Com tantos problemas, até quem ainda nem começou o curso já está cogitando sair. Letícia Farias, 28, aluna de Análise e Desenvolvimento de Sistemas, pediu para trancar a faculdade e mesmo assim recebeu cobranças. “Quando entrei na universidade, no final do ano, tive o melhor atendimento do mundo. Por problemas pessoais, não tive como dar continuidade e solicitei o trancamento. A solicitação ainda consta aberta e eu até recebi um boleto para pagar a mensalidade. Tento falar, mas não consigo. Só com um robô. Assim que resolver meu problema, quero fazer o curso, mas não vou fazer na Unifacs. Tenho certeza”, crava.
Questionada, a assessoria da Unifacs reconheceu que a instituição “tem recebido uma demanda superior se comparado com o mesmo período dos anos anteriores” e, por isso, “reforça que as questões específicas de cada um têm sido avaliadas, caso a caso, conforme suas especificidades”.
Em nota, a faculdade também afirma que “diversas melhorias têm sido implementadas neste início de ano”. Ironicamente, por fim, o comunicado reforça que “mantém abertos seus canais de comunicação com seus estudantes”.
Inscritos no Fies enfrentam mais dificuldades com a Unifacs
Os alunos da Unifacs que utilizam o Fundo de Financiamento Estudantil (Fies) enfrentam uma situação ainda mais delicada.
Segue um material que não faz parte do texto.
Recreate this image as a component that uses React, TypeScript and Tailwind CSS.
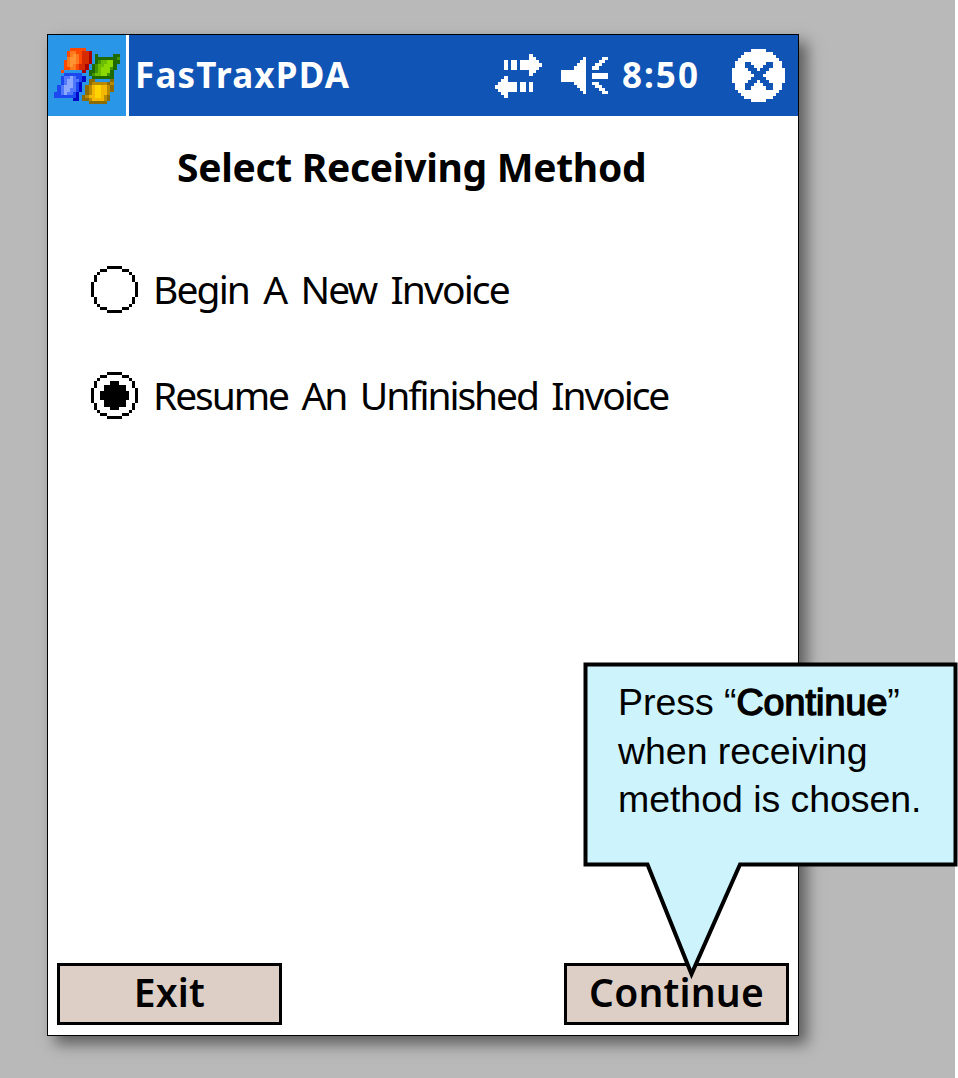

A estudante de medicina Jayne Cerqueira, de 23 anos, representante dos beneficiados pelo programa, lista uma série de questões que colocam em xeque a possibilidade de permanência na instituição.
O principal deles já rendeu até a instauração de um inquérito civil pelo Ministério Público do Estado da Bahia (MP-BA) para apurar “suposto reajuste abusivo” de 11,5% no curso de Medicina. “É incompatível o critério de inclusão do Fies com o valor que está sendo cobrado. Muita gente não vai ter mais como ficar. Como uma pessoa com renda baixa paga quase R$ 4 mil de mensalidade?”, questiona.
Jayne indica também que há uma incongruência em relação aos prazos de pagamento entre o Fies e a Unifacs, que tem gerado transtornos financeiros e psicológicos nos alunos inscritos no programa. “Todo mês aparecem juros e multa recebidos, em torno de R$ 300, R$ 400… A gente acredita que é referente à data de cobrança, mas não tem como trocar a data do Fies para o dia 5 porque é um valor universal, cobrado no dia 15. Todo mês é isso”, declara a aluna. “A gente fica recebendo ligação de cobrança da faculdade, é vexatório”, completa.
Para estes estudantes, a dificuldade de comunicação com a administração da Unifacs é ainda maior. “Há uma falta de assistência da faculdade com relação às demandas do Fies: não tem atendimento específico. Abrimos solicitações, todas indeferidas porque não entendem as nossas demandas. É preciso que quem atende o Fies saiba o que é o Fies, o que é coparticipação. Temos que ficar explicando e é muito desgastante”, conclui.